Mayer tries to attend as many council meetings as he can, he said, and has found since he began paying close attention in 2016 that there’s a lot of mystery surrounding many of the council’s actions.
If elected, Mayer said he’ll strive to get the public more involved. He’d like to remove some of the restrictions placed on the public comment periods during council meetings, for example.
“A couple members of the council have a very narrow-minded view of the Open Meetings Act (OMA),” he said, noting that the law doesn’t prohibit public bodies from responding to residents’ comments.
“[The OMA] just says members of the council cannot bring up new business or talk about anything not on the agenda,” he continued.
He said he’d like the council to add a public comment portion to the beginning of each meeting, as well, so that residents can bring up their concerns on agenda items before potential votes are taken.
Mayer would also like to come up with a more clear definition of the town council president’s role.
“There’s a lot of gray area there, which I’d like to take from gray to black and white,” he said. “And I’d like to see more decisions fall on the entire council, as opposed to one person… I just think if more issues can be voted upon by the entire council, not an arbitrary decision made by one person, it would be a more democratic way of doing things.”
Mayer said he’d also like residents to have more of a say in how the town builds its budget.
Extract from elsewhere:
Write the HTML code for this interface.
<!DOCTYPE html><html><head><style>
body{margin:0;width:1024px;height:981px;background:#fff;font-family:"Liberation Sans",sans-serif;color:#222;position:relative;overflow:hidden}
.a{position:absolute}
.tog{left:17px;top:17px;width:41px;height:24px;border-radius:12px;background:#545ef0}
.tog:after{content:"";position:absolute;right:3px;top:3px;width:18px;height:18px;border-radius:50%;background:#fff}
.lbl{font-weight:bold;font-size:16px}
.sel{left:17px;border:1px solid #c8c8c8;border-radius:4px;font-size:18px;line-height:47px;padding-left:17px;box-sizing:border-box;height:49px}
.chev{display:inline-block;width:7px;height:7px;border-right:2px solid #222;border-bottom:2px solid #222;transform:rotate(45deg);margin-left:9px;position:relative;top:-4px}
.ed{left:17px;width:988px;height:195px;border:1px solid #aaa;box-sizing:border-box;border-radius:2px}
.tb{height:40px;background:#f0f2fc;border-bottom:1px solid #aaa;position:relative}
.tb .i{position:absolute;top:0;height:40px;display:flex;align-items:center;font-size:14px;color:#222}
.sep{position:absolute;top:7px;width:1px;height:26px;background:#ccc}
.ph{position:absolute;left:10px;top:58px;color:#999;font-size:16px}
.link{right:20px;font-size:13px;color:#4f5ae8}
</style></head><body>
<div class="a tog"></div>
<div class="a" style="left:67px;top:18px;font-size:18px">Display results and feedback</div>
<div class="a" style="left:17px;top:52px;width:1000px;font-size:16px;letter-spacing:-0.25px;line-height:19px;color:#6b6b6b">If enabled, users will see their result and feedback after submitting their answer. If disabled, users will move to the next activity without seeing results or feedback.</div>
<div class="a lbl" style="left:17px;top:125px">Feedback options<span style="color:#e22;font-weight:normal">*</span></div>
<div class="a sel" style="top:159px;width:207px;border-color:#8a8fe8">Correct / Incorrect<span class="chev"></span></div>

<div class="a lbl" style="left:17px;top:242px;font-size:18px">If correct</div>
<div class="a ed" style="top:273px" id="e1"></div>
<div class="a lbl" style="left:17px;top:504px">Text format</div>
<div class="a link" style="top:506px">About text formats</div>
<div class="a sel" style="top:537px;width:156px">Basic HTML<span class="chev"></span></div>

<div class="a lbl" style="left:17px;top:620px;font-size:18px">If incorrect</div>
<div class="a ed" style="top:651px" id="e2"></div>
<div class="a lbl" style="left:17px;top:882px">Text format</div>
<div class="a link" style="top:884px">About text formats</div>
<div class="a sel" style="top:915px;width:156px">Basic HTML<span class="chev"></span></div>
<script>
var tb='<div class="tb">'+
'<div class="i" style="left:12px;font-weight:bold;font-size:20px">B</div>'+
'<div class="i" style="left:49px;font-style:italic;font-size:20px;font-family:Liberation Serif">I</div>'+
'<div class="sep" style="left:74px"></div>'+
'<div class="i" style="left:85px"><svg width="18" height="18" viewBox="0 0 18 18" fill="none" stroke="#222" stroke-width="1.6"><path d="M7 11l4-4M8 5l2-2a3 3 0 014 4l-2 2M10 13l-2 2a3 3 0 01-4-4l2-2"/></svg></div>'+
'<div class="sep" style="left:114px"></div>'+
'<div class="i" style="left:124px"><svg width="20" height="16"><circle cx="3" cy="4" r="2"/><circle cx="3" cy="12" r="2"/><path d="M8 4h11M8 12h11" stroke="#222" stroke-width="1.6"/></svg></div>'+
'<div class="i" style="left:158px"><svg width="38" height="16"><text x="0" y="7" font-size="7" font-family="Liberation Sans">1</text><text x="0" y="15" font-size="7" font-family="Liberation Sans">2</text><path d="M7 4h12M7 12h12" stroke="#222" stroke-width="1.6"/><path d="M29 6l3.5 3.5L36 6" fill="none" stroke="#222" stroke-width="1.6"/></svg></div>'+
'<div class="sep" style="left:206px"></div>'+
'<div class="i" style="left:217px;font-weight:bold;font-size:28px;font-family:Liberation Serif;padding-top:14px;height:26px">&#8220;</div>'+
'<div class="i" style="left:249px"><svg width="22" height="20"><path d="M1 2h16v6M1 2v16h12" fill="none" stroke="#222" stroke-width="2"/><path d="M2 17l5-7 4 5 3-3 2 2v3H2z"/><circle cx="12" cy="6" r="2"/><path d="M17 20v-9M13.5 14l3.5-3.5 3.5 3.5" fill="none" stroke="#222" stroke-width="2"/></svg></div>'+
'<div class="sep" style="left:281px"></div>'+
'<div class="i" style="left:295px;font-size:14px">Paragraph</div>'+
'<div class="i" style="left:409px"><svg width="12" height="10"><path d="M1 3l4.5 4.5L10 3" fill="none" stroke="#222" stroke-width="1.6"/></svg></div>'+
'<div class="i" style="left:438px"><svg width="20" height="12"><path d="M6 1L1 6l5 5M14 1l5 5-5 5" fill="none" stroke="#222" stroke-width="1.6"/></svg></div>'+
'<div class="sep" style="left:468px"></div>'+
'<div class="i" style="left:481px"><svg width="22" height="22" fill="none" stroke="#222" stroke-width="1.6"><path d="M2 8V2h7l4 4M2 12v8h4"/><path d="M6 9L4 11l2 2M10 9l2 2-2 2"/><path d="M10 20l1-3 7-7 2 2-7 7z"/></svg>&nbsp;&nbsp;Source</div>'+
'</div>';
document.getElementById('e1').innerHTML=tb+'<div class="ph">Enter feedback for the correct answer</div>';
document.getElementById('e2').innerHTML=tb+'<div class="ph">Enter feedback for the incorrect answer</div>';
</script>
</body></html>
A few years ago, he said, there had been talk of creating a citizen advisory board that would meet regularly to discuss local budget issues. That board never came to fruition, however.
“I want to get back to that, create that board, and have budget talks year round, not just during budget season,” he said, “so that everyone can get on the same page and we don’t have this never-ending battle of town versus school.”
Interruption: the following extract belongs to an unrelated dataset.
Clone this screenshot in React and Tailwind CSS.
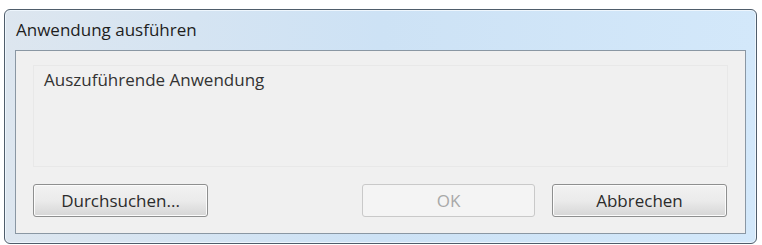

A performance audit should be conducted, Mayer added, so taxpayers “can be shown their tax dollars are being used properly and efficiently.”
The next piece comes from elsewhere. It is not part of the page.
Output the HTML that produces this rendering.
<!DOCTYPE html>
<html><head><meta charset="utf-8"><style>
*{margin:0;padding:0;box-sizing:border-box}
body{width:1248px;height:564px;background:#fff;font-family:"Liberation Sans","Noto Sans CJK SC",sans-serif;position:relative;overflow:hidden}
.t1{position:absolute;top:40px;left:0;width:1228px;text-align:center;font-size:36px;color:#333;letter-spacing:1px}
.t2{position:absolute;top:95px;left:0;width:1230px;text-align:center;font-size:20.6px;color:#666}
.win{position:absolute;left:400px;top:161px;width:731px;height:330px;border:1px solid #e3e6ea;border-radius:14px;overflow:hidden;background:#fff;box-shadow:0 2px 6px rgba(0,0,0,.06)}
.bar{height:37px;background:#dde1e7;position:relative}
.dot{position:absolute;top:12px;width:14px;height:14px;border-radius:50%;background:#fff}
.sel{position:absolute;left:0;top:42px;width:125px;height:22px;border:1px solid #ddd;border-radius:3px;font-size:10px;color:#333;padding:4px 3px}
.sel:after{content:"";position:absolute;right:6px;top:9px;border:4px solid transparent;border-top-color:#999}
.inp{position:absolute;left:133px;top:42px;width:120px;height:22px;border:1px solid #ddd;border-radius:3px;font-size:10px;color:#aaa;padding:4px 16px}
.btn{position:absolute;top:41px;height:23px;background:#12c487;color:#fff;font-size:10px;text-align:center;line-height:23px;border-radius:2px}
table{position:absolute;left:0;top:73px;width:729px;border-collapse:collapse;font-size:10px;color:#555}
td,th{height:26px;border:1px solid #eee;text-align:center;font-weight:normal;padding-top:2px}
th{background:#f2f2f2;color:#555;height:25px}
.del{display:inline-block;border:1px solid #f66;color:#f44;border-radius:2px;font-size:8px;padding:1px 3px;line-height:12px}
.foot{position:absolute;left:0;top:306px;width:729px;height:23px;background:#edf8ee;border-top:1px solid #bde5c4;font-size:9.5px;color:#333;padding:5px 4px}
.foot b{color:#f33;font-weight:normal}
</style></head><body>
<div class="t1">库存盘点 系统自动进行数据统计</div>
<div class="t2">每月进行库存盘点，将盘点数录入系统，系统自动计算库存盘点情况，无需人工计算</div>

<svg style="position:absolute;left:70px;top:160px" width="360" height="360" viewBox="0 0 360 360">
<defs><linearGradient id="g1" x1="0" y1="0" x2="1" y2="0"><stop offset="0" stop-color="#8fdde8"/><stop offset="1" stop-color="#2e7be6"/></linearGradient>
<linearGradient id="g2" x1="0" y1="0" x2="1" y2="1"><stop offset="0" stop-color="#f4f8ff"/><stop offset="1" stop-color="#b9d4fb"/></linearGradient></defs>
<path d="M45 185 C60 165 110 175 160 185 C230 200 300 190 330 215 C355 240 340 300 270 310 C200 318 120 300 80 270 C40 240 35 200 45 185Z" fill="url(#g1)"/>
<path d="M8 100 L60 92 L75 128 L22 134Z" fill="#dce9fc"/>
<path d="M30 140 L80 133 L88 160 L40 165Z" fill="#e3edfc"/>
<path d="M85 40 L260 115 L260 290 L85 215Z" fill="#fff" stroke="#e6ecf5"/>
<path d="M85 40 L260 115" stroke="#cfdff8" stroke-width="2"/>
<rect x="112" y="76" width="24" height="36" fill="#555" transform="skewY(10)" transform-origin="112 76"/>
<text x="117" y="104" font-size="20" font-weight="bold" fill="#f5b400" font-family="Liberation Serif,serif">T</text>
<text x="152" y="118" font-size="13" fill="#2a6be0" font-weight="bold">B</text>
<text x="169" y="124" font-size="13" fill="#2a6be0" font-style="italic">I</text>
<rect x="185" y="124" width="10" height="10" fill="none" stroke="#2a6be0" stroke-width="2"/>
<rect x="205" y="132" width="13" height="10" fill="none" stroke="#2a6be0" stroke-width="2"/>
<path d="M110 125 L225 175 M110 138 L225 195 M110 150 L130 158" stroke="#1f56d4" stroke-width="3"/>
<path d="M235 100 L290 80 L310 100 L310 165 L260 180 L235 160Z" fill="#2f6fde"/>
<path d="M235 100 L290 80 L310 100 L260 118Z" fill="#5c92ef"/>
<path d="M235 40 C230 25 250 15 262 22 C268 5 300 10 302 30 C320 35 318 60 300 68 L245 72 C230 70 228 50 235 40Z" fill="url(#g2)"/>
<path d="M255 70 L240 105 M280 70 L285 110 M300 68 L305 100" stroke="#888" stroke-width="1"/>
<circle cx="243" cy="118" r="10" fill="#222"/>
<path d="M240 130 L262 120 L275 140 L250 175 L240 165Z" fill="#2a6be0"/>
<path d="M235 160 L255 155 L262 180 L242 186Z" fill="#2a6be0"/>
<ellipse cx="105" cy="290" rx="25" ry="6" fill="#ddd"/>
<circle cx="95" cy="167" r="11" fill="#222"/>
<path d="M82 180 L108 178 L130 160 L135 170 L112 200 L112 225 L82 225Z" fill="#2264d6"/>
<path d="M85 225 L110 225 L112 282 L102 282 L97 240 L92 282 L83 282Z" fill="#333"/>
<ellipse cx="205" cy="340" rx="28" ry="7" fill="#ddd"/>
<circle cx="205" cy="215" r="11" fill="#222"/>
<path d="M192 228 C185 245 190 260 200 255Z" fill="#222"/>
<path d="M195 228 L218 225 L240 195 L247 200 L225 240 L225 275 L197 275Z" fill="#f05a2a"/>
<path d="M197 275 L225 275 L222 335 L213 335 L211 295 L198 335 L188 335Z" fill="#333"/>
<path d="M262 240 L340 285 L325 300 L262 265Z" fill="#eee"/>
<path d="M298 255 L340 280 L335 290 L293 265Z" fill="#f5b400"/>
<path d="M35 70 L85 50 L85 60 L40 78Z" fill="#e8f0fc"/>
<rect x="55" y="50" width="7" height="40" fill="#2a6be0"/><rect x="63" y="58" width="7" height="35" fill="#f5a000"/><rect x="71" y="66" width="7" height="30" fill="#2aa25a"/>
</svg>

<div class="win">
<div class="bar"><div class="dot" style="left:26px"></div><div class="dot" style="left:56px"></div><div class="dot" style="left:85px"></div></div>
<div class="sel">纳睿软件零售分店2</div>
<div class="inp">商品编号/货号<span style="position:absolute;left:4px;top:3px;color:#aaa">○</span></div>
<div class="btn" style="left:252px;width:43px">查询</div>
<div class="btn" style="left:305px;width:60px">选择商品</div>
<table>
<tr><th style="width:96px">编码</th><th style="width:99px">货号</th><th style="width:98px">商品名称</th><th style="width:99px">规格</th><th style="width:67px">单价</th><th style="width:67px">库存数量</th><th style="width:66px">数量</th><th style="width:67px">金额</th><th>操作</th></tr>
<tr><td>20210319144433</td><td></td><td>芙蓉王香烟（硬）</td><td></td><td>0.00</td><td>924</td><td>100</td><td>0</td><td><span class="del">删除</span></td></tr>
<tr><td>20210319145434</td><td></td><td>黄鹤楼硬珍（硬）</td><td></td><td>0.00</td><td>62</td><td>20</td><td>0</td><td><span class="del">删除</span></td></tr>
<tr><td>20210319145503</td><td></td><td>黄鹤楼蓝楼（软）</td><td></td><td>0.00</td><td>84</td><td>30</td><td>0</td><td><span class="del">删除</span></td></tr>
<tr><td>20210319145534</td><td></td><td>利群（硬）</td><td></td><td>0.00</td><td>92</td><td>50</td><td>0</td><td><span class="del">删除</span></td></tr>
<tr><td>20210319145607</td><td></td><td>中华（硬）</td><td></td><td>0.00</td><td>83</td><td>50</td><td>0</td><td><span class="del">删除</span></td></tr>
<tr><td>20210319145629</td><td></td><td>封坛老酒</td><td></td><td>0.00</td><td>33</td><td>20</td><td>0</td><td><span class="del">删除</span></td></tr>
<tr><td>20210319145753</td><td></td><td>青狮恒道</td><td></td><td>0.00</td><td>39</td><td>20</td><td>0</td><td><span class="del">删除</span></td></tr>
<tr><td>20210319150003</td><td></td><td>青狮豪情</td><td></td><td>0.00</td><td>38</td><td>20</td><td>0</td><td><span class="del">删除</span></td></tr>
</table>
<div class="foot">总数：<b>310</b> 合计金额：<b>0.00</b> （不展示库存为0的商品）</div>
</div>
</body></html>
There should be a strong focus, as well, on the problems that have plagued the town’s sewer program.
“I believe [the program] has been mismanaged from the start,” he said.
Mayer said it’s crucial that the inter-municipal agreement between Coventry and West Warwick for the use of West Warwick’s wastewater treatment plant be renegotiated.
“That whole contract needs to be reworked,” he said. “I know it’s a contract, and both parties signed it, but there are ways to reopen it.”
Built into the agreement is a capacity amount, and currently Coventry is using far less than it’s paying for. And if West Warwick ever upgrades the treatment plant, Mayer said, then Coventry will be on the hook to cover a larger share of the cost than it should have to.
“I’m just afraid that if they performed an upgrade, it’s money Coventry doesn’t have,” he said. “I think it would be good to be proactive to save Coventry money.”
Mayer moved to Coventry in 2013. He currently drives school buses, and before that was part of the operations team of a Massachusetts-based doctors group. Having been tasked with ensuring that the group stayed on-budget, Mayer said he’s sure that experience would help to make him a valuable part of the council.
“When it comes time for budget season, I think it would help me,” he said. “I understand that every town department, the school department, everyone has their own budgetary needs.”
Mayer is running for the District 2 council seat against Jennifer Ludwig in the Nov. 3 election. Voters who don’t wish to wait can cast ballots early at the Coventry Town Hall between 8:30 a.m. and 4:30 p.m., Monday through Friday, through Nov. 2.